**Exercise details:**
Reproduce the material exactly, omitting nothing.

**Supplied information:**

◇ ◇ ◇ ◇ ◇

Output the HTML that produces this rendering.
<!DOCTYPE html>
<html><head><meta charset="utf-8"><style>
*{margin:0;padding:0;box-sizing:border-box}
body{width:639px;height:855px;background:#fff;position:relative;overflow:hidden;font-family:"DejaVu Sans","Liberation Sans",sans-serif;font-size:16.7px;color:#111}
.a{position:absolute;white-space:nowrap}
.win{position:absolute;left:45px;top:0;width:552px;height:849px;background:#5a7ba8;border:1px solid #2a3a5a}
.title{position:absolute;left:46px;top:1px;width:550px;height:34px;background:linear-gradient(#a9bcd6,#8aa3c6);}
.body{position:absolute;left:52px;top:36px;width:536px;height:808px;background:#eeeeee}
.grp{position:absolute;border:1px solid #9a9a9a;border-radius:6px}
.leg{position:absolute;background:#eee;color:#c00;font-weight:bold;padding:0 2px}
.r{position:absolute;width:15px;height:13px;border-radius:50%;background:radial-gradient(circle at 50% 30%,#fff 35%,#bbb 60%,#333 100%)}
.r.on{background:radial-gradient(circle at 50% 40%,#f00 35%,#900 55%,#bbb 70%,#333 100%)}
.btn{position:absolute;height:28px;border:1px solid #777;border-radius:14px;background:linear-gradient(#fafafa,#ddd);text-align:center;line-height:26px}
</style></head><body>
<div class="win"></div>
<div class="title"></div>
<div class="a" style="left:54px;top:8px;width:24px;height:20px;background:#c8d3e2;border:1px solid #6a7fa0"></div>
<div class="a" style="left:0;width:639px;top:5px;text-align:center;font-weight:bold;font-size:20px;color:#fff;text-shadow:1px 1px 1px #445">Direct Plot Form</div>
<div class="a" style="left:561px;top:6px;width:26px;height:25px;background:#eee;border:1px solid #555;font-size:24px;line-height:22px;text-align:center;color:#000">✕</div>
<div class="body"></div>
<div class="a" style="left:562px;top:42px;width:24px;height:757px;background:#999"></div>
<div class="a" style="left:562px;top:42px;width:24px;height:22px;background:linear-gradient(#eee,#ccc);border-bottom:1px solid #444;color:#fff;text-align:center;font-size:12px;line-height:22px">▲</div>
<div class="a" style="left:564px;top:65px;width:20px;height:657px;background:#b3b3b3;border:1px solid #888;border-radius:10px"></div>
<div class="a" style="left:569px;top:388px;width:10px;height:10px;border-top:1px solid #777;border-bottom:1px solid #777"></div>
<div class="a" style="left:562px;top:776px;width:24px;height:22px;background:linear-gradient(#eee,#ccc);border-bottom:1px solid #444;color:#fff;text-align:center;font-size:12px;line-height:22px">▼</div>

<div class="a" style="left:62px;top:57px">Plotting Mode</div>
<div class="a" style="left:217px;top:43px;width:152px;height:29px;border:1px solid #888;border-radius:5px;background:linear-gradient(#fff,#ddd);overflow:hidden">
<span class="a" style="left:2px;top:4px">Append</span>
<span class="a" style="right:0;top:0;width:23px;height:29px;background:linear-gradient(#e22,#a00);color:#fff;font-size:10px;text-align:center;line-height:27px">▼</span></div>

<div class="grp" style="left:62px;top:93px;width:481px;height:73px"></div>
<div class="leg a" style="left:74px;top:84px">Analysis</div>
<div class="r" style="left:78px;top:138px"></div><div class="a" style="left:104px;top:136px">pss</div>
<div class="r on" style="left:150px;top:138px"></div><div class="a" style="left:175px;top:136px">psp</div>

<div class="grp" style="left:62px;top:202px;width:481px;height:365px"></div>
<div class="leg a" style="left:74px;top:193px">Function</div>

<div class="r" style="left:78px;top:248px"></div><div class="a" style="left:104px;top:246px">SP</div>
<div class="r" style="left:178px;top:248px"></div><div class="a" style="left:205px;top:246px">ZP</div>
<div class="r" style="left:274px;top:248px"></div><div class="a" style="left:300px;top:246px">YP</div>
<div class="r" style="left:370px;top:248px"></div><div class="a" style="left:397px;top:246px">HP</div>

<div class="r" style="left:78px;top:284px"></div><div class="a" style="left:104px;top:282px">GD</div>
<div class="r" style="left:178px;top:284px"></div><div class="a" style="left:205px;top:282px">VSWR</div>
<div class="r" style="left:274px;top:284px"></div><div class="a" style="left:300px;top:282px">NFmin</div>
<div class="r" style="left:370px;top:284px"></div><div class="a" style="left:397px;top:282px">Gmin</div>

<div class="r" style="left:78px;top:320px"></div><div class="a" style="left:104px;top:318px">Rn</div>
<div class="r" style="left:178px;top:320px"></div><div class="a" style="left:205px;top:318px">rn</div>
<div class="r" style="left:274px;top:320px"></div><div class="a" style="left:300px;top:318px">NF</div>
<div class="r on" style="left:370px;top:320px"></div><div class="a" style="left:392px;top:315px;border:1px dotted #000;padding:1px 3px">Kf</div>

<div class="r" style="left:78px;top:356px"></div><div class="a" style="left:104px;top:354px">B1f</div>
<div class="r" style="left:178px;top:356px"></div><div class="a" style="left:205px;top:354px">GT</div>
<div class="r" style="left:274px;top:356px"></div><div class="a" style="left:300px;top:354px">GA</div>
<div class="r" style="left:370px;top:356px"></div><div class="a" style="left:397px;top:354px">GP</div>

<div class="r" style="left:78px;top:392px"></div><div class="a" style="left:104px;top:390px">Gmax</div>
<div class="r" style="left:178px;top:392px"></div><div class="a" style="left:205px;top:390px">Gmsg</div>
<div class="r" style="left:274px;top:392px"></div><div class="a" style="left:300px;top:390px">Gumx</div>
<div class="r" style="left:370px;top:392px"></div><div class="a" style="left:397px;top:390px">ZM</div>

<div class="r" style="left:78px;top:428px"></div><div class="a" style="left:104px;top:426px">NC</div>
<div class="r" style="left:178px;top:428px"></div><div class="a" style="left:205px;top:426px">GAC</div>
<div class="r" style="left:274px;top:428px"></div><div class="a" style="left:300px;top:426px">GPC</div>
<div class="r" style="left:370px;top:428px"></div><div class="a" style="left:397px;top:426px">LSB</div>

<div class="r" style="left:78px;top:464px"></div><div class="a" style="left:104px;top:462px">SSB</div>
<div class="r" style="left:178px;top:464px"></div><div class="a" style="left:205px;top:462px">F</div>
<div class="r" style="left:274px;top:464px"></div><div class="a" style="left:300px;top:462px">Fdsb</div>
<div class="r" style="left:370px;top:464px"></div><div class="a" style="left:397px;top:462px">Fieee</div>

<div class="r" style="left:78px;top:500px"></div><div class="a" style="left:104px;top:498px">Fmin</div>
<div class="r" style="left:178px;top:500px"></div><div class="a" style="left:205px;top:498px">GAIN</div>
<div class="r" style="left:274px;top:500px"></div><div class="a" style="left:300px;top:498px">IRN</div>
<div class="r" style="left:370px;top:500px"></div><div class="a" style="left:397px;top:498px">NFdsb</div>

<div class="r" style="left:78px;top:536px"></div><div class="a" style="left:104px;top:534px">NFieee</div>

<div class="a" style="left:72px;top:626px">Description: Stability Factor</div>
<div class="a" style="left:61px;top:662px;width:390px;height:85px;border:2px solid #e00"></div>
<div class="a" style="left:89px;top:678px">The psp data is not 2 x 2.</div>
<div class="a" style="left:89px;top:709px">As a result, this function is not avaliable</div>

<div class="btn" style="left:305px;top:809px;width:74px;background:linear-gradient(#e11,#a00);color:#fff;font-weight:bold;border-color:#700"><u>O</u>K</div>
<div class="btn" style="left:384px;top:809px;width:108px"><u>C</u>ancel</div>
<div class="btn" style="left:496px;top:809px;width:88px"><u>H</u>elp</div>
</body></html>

◇ ◇ ◇ ◇ ◇

**Written response:**
Output the HTML that produces this rendering.
<!DOCTYPE html>
<html><head><meta charset="utf-8"><style>
*{margin:0;padding:0;box-sizing:border-box}
body{width:639px;height:855px;background:#fff;position:relative;overflow:hidden;font-family:"DejaVu Sans","Liberation Sans",sans-serif;font-size:16.7px;color:#111}
.a{position:absolute;white-space:nowrap}
.win{position:absolute;left:45px;top:0;width:552px;height:849px;background:#5a7ba8;border:1px solid #2a3a5a}
.title{position:absolute;left:46px;top:1px;width:550px;height:34px;background:linear-gradient(#a9bcd6,#8aa3c6);}
.body{position:absolute;left:52px;top:36px;width:536px;height:808px;background:#eeeeee}
.grp{position:absolute;border:1px solid #9a9a9a;border-radius:6px}
.leg{position:absolute;background:#eee;color:#c00;font-weight:bold;padding:0 2px}
.r{position:absolute;width:15px;height:13px;border-radius:50%;background:radial-gradient(circle at 50% 30%,#fff 35%,#bbb 60%,#333 100%)}
.r.on{background:radial-gradient(circle at 50% 40%,#f00 35%,#900 55%,#bbb 70%,#333 100%)}
.btn{position:absolute;height:28px;border:1px solid #777;border-radius:14px;background:linear-gradient(#fafafa,#ddd);text-align:center;line-height:26px}
</style></head><body>
<div class="win"></div>
<div class="title"></div>
<div class="a" style="left:54px;top:8px;width:24px;height:20px;background:#c8d3e2;border:1px solid #6a7fa0"></div>
<div class="a" style="left:0;width:639px;top:5px;text-align:center;font-weight:bold;font-size:20px;color:#fff;text-shadow:1px 1px 1px #445">Direct Plot Form</div>
<div class="a" style="left:561px;top:6px;width:26px;height:25px;background:#eee;border:1px solid #555;font-size:24px;line-height:22px;text-align:center;color:#000">✕</div>
<div class="body"></div>
<div class="a" style="left:562px;top:42px;width:24px;height:757px;background:#999"></div>
<div class="a" style="left:562px;top:42px;width:24px;height:22px;background:linear-gradient(#eee,#ccc);border-bottom:1px solid #444;color:#fff;text-align:center;font-size:12px;line-height:22px">▲</div>
<div class="a" style="left:564px;top:65px;width:20px;height:657px;background:#b3b3b3;border:1px solid #888;border-radius:10px"></div>
<div class="a" style="left:569px;top:388px;width:10px;height:10px;border-top:1px solid #777;border-bottom:1px solid #777"></div>
<div class="a" style="left:562px;top:776px;width:24px;height:22px;background:linear-gradient(#eee,#ccc);border-bottom:1px solid #444;color:#fff;text-align:center;font-size:12px;line-height:22px">▼</div>

<div class="a" style="left:62px;top:57px">Plotting Mode</div>
<div class="a" style="left:217px;top:43px;width:152px;height:29px;border:1px solid #888;border-radius:5px;background:linear-gradient(#fff,#ddd);overflow:hidden">
<span class="a" style="left:2px;top:4px">Append</span>
<span class="a" style="right:0;top:0;width:23px;height:29px;background:linear-gradient(#e22,#a00);color:#fff;font-size:10px;text-align:center;line-height:27px">▼</span></div>

<div class="grp" style="left:62px;top:93px;width:481px;height:73px"></div>
<div class="leg a" style="left:74px;top:84px">Analysis</div>
<div class="r" style="left:78px;top:138px"></div><div class="a" style="left:104px;top:136px">pss</div>
<div class="r on" style="left:150px;top:138px"></div><div class="a" style="left:175px;top:136px">psp</div>

<div class="grp" style="left:62px;top:202px;width:481px;height:365px"></div>
<div class="leg a" style="left:74px;top:193px">Function</div>

<div class="r" style="left:78px;top:248px"></div><div class="a" style="left:104px;top:246px">SP</div>
<div class="r" style="left:178px;top:248px"></div><div class="a" style="left:205px;top:246px">ZP</div>
<div class="r" style="left:274px;top:248px"></div><div class="a" style="left:300px;top:246px">YP</div>
<div class="r" style="left:370px;top:248px"></div><div class="a" style="left:397px;top:246px">HP</div>

<div class="r" style="left:78px;top:284px"></div><div class="a" style="left:104px;top:282px">GD</div>
<div class="r" style="left:178px;top:284px"></div><div class="a" style="left:205px;top:282px">VSWR</div>
<div class="r" style="left:274px;top:284px"></div><div class="a" style="left:300px;top:282px">NFmin</div>
<div class="r" style="left:370px;top:284px"></div><div class="a" style="left:397px;top:282px">Gmin</div>

<div class="r" style="left:78px;top:320px"></div><div class="a" style="left:104px;top:318px">Rn</div>
<div class="r" style="left:178px;top:320px"></div><div class="a" style="left:205px;top:318px">rn</div>
<div class="r" style="left:274px;top:320px"></div><div class="a" style="left:300px;top:318px">NF</div>
<div class="r on" style="left:370px;top:320px"></div><div class="a" style="left:392px;top:315px;border:1px dotted #000;padding:1px 3px">Kf</div>

<div class="r" style="left:78px;top:356px"></div><div class="a" style="left:104px;top:354px">B1f</div>
<div class="r" style="left:178px;top:356px"></div><div class="a" style="left:205px;top:354px">GT</div>
<div class="r" style="left:274px;top:356px"></div><div class="a" style="left:300px;top:354px">GA</div>
<div class="r" style="left:370px;top:356px"></div><div class="a" style="left:397px;top:354px">GP</div>

<div class="r" style="left:78px;top:392px"></div><div class="a" style="left:104px;top:390px">Gmax</div>
<div class="r" style="left:178px;top:392px"></div><div class="a" style="left:205px;top:390px">Gmsg</div>
<div class="r" style="left:274px;top:392px"></div><div class="a" style="left:300px;top:390px">Gumx</div>
<div class="r" style="left:370px;top:392px"></div><div class="a" style="left:397px;top:390px">ZM</div>

<div class="r" style="left:78px;top:428px"></div><div class="a" style="left:104px;top:426px">NC</div>
<div class="r" style="left:178px;top:428px"></div><div class="a" style="left:205px;top:426px">GAC</div>
<div class="r" style="left:274px;top:428px"></div><div class="a" style="left:300px;top:426px">GPC</div>
<div class="r" style="left:370px;top:428px"></div><div class="a" style="left:397px;top:426px">LSB</div>

<div class="r" style="left:78px;top:464px"></div><div class="a" style="left:104px;top:462px">SSB</div>
<div class="r" style="left:178px;top:464px"></div><div class="a" style="left:205px;top:462px">F</div>
<div class="r" style="left:274px;top:464px"></div><div class="a" style="left:300px;top:462px">Fdsb</div>
<div class="r" style="left:370px;top:464px"></div><div class="a" style="left:397px;top:462px">Fieee</div>

<div class="r" style="left:78px;top:500px"></div><div class="a" style="left:104px;top:498px">Fmin</div>
<div class="r" style="left:178px;top:500px"></div><div class="a" style="left:205px;top:498px">GAIN</div>
<div class="r" style="left:274px;top:500px"></div><div class="a" style="left:300px;top:498px">IRN</div>
<div class="r" style="left:370px;top:500px"></div><div class="a" style="left:397px;top:498px">NFdsb</div>

<div class="r" style="left:78px;top:536px"></div><div class="a" style="left:104px;top:534px">NFieee</div>

<div class="a" style="left:72px;top:626px">Description: Stability Factor</div>
<div class="a" style="left:61px;top:662px;width:390px;height:85px;border:2px solid #e00"></div>
<div class="a" style="left:89px;top:678px">The psp data is not 2 x 2.</div>
<div class="a" style="left:89px;top:709px">As a result, this function is not avaliable</div>

<div class="btn" style="left:305px;top:809px;width:74px;background:linear-gradient(#e11,#a00);color:#fff;font-weight:bold;border-color:#700"><u>O</u>K</div>
<div class="btn" style="left:384px;top:809px;width:108px"><u>C</u>ancel</div>
<div class="btn" style="left:496px;top:809px;width:88px"><u>H</u>elp</div>
</body></html>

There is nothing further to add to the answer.